O trombone da UDN, Carlos Lacerda, que havia feito tanto barulho contra Getúlio, escapara vivo do atentado que matou seu segurança, oficial da Força Aérea, sonhava em chegar à Presidência da República sem eleição, ungido como salvador da nação. O projeto da ala udenista radical começou a fazer água quando Juscelino venceu a convenção do PSD e, em outubro de 1955, ganhou a eleição para presidente com maioria simples, conforme a regra eleitoral vigente.

A virulência verbal de Lacerda dirigiu-se a novo alvo: impedir a posse da Juscelino. Tramas e tramoias das vivandeiras de quartel em frenesi com a possibilidade dos militares não permitirem a posse, em 31 de janeiro de 56, do eleito. Aí alguém lembrou: e o Lott, o que pensa disso? Lott disse não e, mais que isso, movimentou o Exército para, confrontando boa parte da Marinha e Força Aérea, assegurar o cumprimento da Constituição Federal, com a posse de Juscelino na data aprazada em lei. Para isso, derrubou dois presidentes: Café Filho e Carlos Luz, atores da tentativa de obstar a confirmação da vitória eleitoral de JK e o presidente de Senado, Nereu Ramos, assumiu a Presidência da República para dar posse ao eleito. Na firmeza da decisão, Lott mandou os fortes da Guanabara alvejarem o Cruzador Tamandaré que zarpava em direção a Santos levando a fina flor dos golpistas, dentre eles Carlos Luz, que pretendiam invalidar a eleição presidencial. Os artilheiros não sabiam operar os canhões e a "República do Tamandaré" saiu ilesa, mas politicamente derrotada.

Empossado, Juscelino governou de modo a fazer a transição entre o Brasil rural e o industrial. Lott, em 1959, foi candidato a presidente pelo partido de JK, em aliança com o PTB. Ulisses Guimarães e Tancredo Neves, já figuras de proa do PSD, o apoiaram integralmente. Contudo, sem apoio explícito de Juscelino, perdeu a eleição para Jânio Quadros e vaticinou que a figura estrambótica renunciaria ao governo, como já fizera em manobras políticas pretéritas, numa das quais deixou Bento Munhoz da Rocha Neto ao léu.

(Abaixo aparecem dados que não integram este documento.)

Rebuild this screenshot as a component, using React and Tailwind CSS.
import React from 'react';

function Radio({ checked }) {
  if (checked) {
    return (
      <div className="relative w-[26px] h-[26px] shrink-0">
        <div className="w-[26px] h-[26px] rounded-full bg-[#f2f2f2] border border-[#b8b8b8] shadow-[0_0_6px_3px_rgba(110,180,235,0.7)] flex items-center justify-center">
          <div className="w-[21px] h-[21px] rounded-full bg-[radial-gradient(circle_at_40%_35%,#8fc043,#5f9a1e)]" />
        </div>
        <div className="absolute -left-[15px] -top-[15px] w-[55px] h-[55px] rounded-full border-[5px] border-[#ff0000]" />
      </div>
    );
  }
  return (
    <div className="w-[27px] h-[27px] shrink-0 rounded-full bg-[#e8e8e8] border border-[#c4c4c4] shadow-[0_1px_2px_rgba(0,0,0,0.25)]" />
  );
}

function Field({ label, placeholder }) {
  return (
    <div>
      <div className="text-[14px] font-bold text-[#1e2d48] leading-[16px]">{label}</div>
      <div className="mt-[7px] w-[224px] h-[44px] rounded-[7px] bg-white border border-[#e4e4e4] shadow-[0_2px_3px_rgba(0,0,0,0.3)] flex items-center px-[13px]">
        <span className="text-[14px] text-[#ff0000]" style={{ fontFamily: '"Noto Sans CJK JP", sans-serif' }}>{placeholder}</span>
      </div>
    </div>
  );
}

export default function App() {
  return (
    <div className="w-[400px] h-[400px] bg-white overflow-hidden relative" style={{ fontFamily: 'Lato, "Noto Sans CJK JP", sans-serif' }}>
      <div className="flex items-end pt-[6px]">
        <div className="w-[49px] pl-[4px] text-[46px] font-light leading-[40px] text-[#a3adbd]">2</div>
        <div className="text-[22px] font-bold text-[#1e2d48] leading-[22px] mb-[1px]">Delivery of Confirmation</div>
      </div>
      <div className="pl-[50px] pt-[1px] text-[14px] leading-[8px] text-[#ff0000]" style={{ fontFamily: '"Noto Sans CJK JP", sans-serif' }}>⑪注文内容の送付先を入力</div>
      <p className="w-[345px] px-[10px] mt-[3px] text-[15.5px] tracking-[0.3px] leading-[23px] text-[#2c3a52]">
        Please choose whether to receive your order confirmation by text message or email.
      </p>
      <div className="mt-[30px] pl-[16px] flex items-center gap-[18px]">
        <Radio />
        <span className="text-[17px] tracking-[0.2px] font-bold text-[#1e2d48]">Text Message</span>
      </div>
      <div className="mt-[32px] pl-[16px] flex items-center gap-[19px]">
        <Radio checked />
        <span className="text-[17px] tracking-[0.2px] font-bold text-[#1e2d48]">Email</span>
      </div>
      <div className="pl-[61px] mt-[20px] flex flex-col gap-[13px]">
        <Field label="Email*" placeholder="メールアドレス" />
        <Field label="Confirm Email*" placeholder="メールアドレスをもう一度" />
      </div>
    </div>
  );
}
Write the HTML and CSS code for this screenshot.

Jânio, como previsto, renunciou e a posse de João Goulart, vice-presidente, ameaçada pelas mesmas figuras que no final de 1955 queriam obstar a de JK, foi novamente garantida por Lott, que da reserva orientou a formação da rede da legalidade capitaneada por Brizola.

Lott, quando candidato a presidente, afirmou a necessidade de investir fortemente na escola pública para garantir o acesso a todos os brasileiros; defendeu as riquezas minerais do Brasil ante a cobiça estrangeira, reiterando a importância do controle nacional sobre a lavra e a transformação dos minérios em bens elaborados, para que déssemos salto de qualidade nas exportações. Era nacionalista e não-comunista convicto. Seu patrimônio material, inventariado em 1984, ano de sua morte, se resumia a apartamento no Rio e chácara em Teresópolis. Não tinha negócios, nem consultorias empresariais.

A breve lembrança da honestidade e ideário de Lott, soldado da legalidade, com senso de responsabilidade pela democracia, é reconhecimento de que biografias dessa grandeza são escassas e muito preciosas para a construção da nacionalidade.